Bruno Banchini con la sua palla A sinistra il cantiere del teatro: piccoli. in basso, si notano il campione e Pierluigi Nervi
Fu un’impresa, quella di Bruno Banchini. E non fu certo l’unica, ma l’ultima e la più importante: realizzare il grande teatro della città, la Casa dei pratesi, come diceva tanti anni dopo Roberta Betti. Era nato nel 1857, si sposò due volte, restando due volte vedovo, con Marianna Bruni e Clementina Silli. Ebbe un figlio dalla prima moglie, Gennaro, e una figlia dalla seconda, Anita. Morì nel 1937, è sepolto nel cimitero di Chiesanuova. Era uno dei più grandi campioni di pallone elastico, uno sport molto popolare fra il ’700 e l’800: si particava in appositi impianti di gioco, gli sferisteri, che potevano ospitare migliaia di persone. Due squadre in campo, un pallone grande più o meno come quelli di oggi, tirato con un bracciale di legno che avvolgeva il pugno. Perfino Goethe nel suo Viaggio in Italia descrisse una sfida a cui aveva assistito, Leopardi compose A un vincitore nel pallone, dedicata a un amico campione. Banchini era figlio d’arte, imparò dal padre Alessandro i rudimenti del gioco, crebbe negli sferisteri, assistendo fin da piccolo alle partite. A 18 anni il suo esordio: era alto e snello, le braccia forti. Fu ingaggiato dalle squadre di Bologna, Firenze, Pisa, Roma e Torino. A fine ’800 con Giovanni Ziotti, pratese pure lui, era il più acclamato campione italiano. Memorabili furono le loro sfide, il tifo, le scommesse. Era diventato ricchissimo quando nel 1901 appese il bracciale al chiodo e tornò a Prato, con un sogno: costruire un grande teatro popolare.

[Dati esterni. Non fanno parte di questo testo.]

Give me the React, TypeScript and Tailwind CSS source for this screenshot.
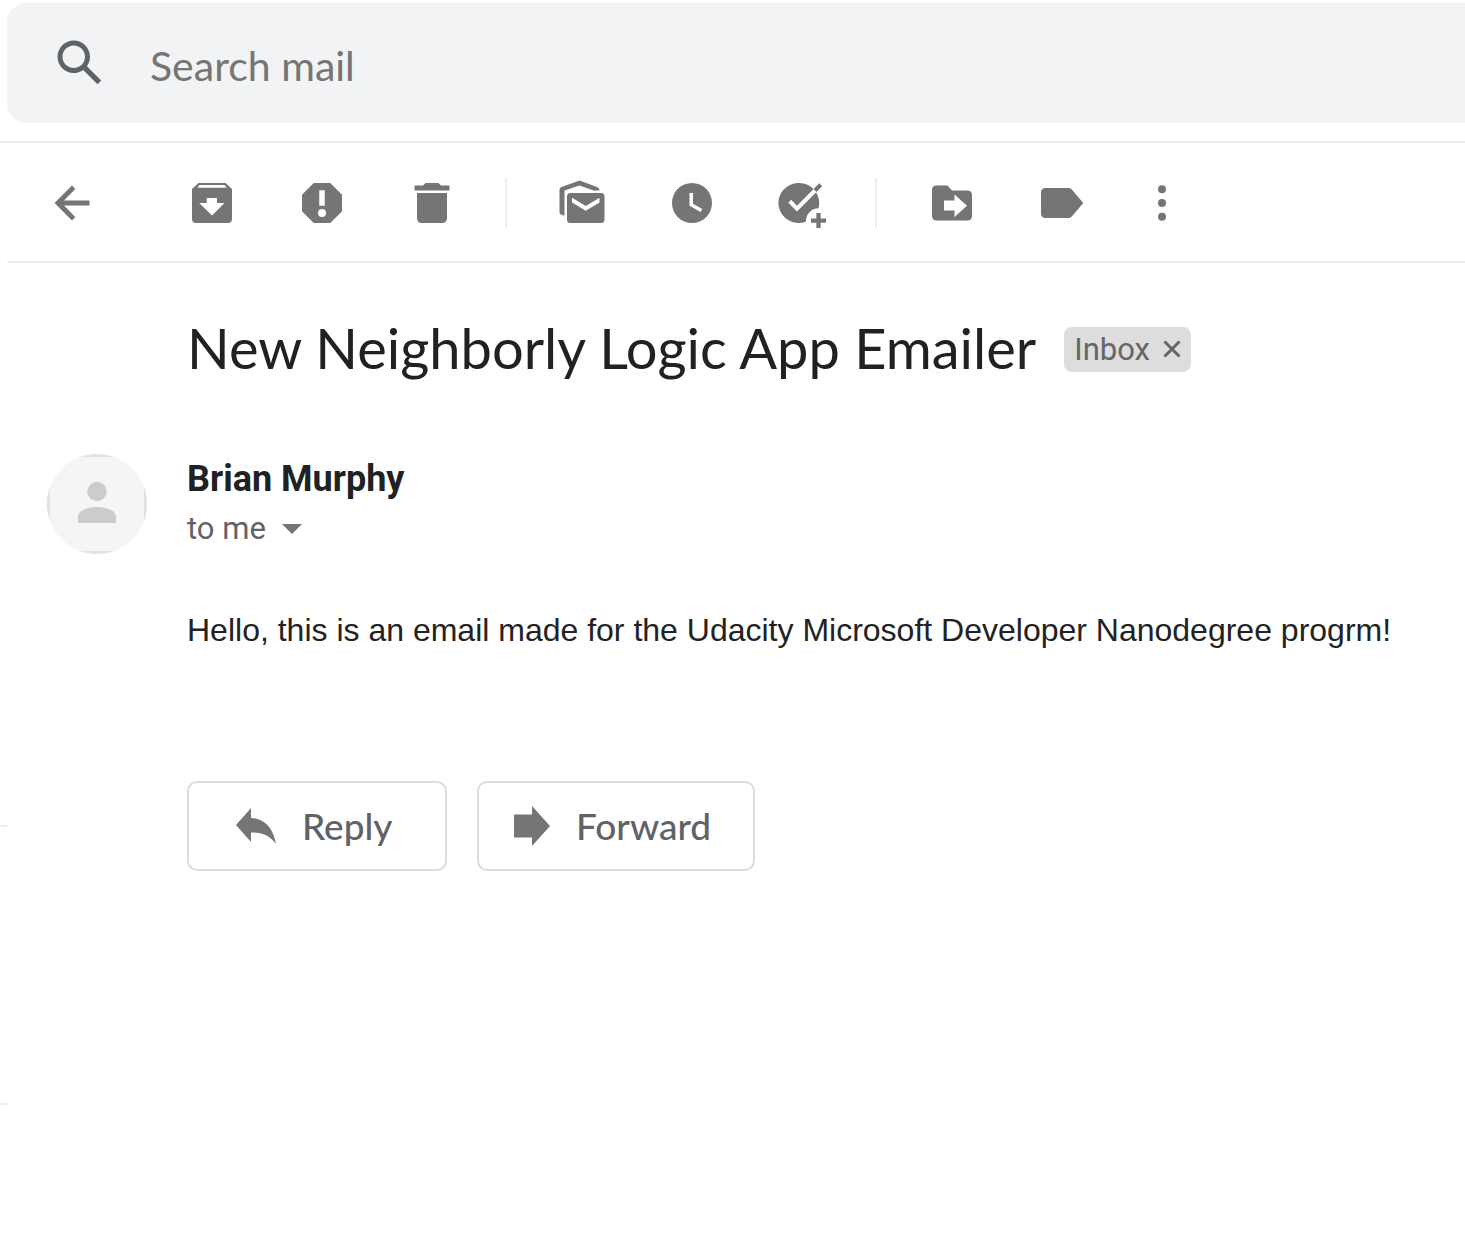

Nel 1906 acquistò Palazzo Leonetti in via Garibaldi e gli edifici che lo circondavano; nel 1908 ebbe dal Comune il permesso di aprire il suo primo locale, il Kursaal, che in pochi mesi diventò un cinematografo alla moda. "In questo elegantissimo locale tutte le sere si rappresentano grandiose cinematografie da destare la meraviglia del pubblico che accorre numeroso, l’orchestra negli intermezzi esegue in modo lodevole scelti pezzi musicali", scriveva il settimanale La Patria. Altri incassi si andavano a sommare alle ricchezze del Banchini, altre risorse per nutrire il suo sogno. Nel 1911 negli spazi di via Garibaldi nacque il Mikado, una specie di spazio fiera dal gusto giapponese all’epoca molto in voga, con una pagoda al centro, in cui c’erano giochi, attrazioni, ristoranti: un nuovo successo. Nel 1914 altri immobili di via Garibaldi che l’ex campione aveva comprato furono demoliti. Il terreno per costruire il Politeama era ormai pronto. Fu l’Arena Banchini a ospitare all’aperto le prime stagioni di cinema e di prosa nel 1915 e nel 1916. Non era ancora il teatro che conosciamo, ma era l’inizio. Gli anni successivi non furono semplici, i lavori furono spesso interrotti, ci furono controversie burocratiche da dirimere, gli inevitabili intoppi che accompagnano le grandi imprese.
Il cantiere entrò nella fase cruciale nel 1923, quando il Politeama iniziò a prendere forma, con la platea e il palco, e un problema da risolvere: lo spazio era grandioso, bisognava trovare una soluzione tecnica per coprirlo, che però non doveva essere fissa, per poter trasformare il teatro in arena nei mesi estivi. E fu a questo punto che entrò in scena Pierluigi Nervi. Aveva poco più di trent’anni ed era un ingegnere visionario, tra i primi a utilizzare il cemento armato in Italia. Si deve a lui quella meravigliosa cupola apribile che porta il cielo dentro al teatro. Una soluzione che ai tempi pareva una magia. E così si arrivò al 1925, il 2 aprile. Fu un’inaugurazione in grande stile. Le cronache dell’epoca raccontano che Banchini era talmente commosso da non riuscire a parlare, fu il figlio Gennaro a farlo per lui. Nel foyer il busto del campione, con un’iscrizione murata che anche oggi si può leggere: "Mirabile di perseveranza e tenacia, fulgido esempio di forza e di volontà ai suoi concittadini Bruno Banchini dedicava il suo Politeama, perché ivi trovassero ore di diletto e di gaudio, degno e giusto premio alle usate fatiche quotidiane". Poi le note della Tosca. E gli applausi, interminabili.